Well, that's kind of true about politicians and public servants. One little speck of imperfection and one's career is completely ruined. Batman & Gordon were determined to make sure Dent's image was not tarnished in the view of Gotham, even if that meant sacrificing...which was the whole point of Batman's ultimate sacrifice at the end. He was the hero that Gotham needed him to be at that moment, the hero that Dent could never be but the hero that Gotham should remember. If the public knew of what Dent did, it would tarnish the spirits of Gotham more than anything.
Actually, I believe it was Batman who said that to Gordon on his first night out. Dent's death was tragic, but often public figures are remembered more after their death. It's sort of the same situation in Insomnia. Ellie was going to safeguard Dormer's reputation but he didn't want his reputation restored. He could have died a hero cop but he didn't want Ellie to lose her way, so he would sacrifice his reputation in order to do the right thing.

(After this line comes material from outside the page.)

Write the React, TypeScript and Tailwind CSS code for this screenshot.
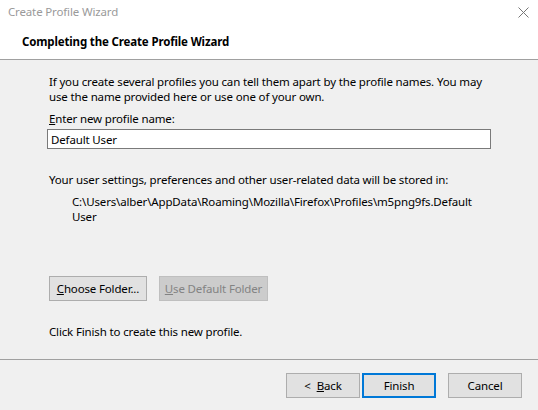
import React from 'react';

const font = { fontFamily: '"Noto Sans", "Segoe UI", sans-serif' };

type BtnProps = {
  children: React.ReactNode;
  width: string;
  disabled?: boolean;
  focused?: boolean;
};

function Btn({ children, width, disabled, focused }: BtnProps) {
  const look = disabled
    ? 'bg-[#cccccc] border border-[#bfbfbf] text-[#838383]'
    : focused
      ? 'bg-[#e1e1e1] border-2 border-[#0078d7] text-black'
      : 'bg-[#e1e1e1] border border-[#adadad] text-black';
  return (
    <button className={`h-[25px] flex items-center justify-center ${width} ${look}`}>
      {children}
    </button>
  );
}

export default function App() {
  return (
    <div
      className="w-[538px] h-[410px] bg-[#f0f0f0] flex flex-col text-[11.5px] tracking-[-0.15px] text-black"
      style={font}
    >
      {/* Title / header */}
      <header className="h-[60px] bg-white border-b border-[#a0a0a0] flex flex-col">
        <div className="h-[24px] flex items-center justify-between pl-[8px] pr-[9px]">
          <span className="text-[#9a9a9a] leading-none">Create Profile Wizard</span>
          <svg width="11" height="11" viewBox="0 0 11 11" className="text-[#777]">
            <path d="M0.5 0.5 L10.5 10.5 M10.5 0.5 L0.5 10.5" stroke="currentColor" strokeWidth="1" />
          </svg>
        </div>
        <div className="pl-[22px] mt-[10px] font-bold leading-[16px]">Completing the Create Profile Wizard</div>
      </header>

      {/* Body */}
      <main className="flex-1 flex flex-col pl-[49px] pr-[47px] pt-[14px] leading-[15px]">
        <p>
          If you create several profiles you can tell them apart by the profile names. You may use the name provided here or use one of your own.
        </p>
        <label className="mt-[7px]">
          <span className="underline">E</span>nter new profile name:
        </label>
        <div className="mt-[3px] ml-[-2px] h-[20px] bg-white border border-[#7a7a7a] flex items-center px-[3px]">
          Default User
        </div>
        <p className="mt-[23px]">Your user settings, preferences and other user-related data will be stored in:</p>
        <p className="mt-[7px] pl-[23px] pr-[4px] break-words">
          C:\Users\alber\AppData\Roaming\Mozilla\Firefox\Profiles\m5png9fs.Default User
        </p>
        <div className="mt-[52px] flex gap-[12px]">
          <Btn width="w-[98px]">
            <span>
              <span className="underline">C</span>hoose Folder...
            </span>
          </Btn>
          <Btn width="w-[109px]" disabled>
            <span>
              <span className="underline">U</span>se Default Folder
            </span>
          </Btn>
        </div>
        <p className="mt-[23px]">Click Finish to create this new profile.</p>
      </main>

      {/* Footer */}
      <footer className="h-[51px] border-t border-[#a0a0a0] flex items-start justify-end gap-[2px] pr-[16px] pt-[13px]">
        <Btn width="w-[74px]">
          <span>
            &lt; <span className="underline ml-[3px]">B</span>ack
          </span>
        </Btn>
        <Btn width="w-[74px]" focused>
          Finish
        </Btn>
        <span className="w-[8px]" />
        <Btn width="w-[74px]">Cancel</Btn>
      </footer>
    </div>
  );
}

Batman & Gordon were in some respects sacrificing themselves so that Dent's reputation could be remembered as a hero rather than as a villain, which ties into Dent's line exactly -- "You either die a hero or live long enough to see yourself become the villain". Batman & Gordon didn't want Gotham to see Dent as the villain. They wanted Gotham to see him as the hero.
It was more that if his reputation was tranished it'd give the mob guy's defense a lot of leverage to call his credibility into question on arresting and prosecuting the mob guys possibly ruining all of their efforts.
Dent's reputation is already tarnished. There are people out there who have seen his bad side (no pun intended). What if word gets around?
Who, though? One of Joker's demented goons? That's pretty much it. Anyone who Dent came across as Two-Face was pretty much killed on-site, besides perhaps Ramirez, who was corrupt and is likely going to prison anyway.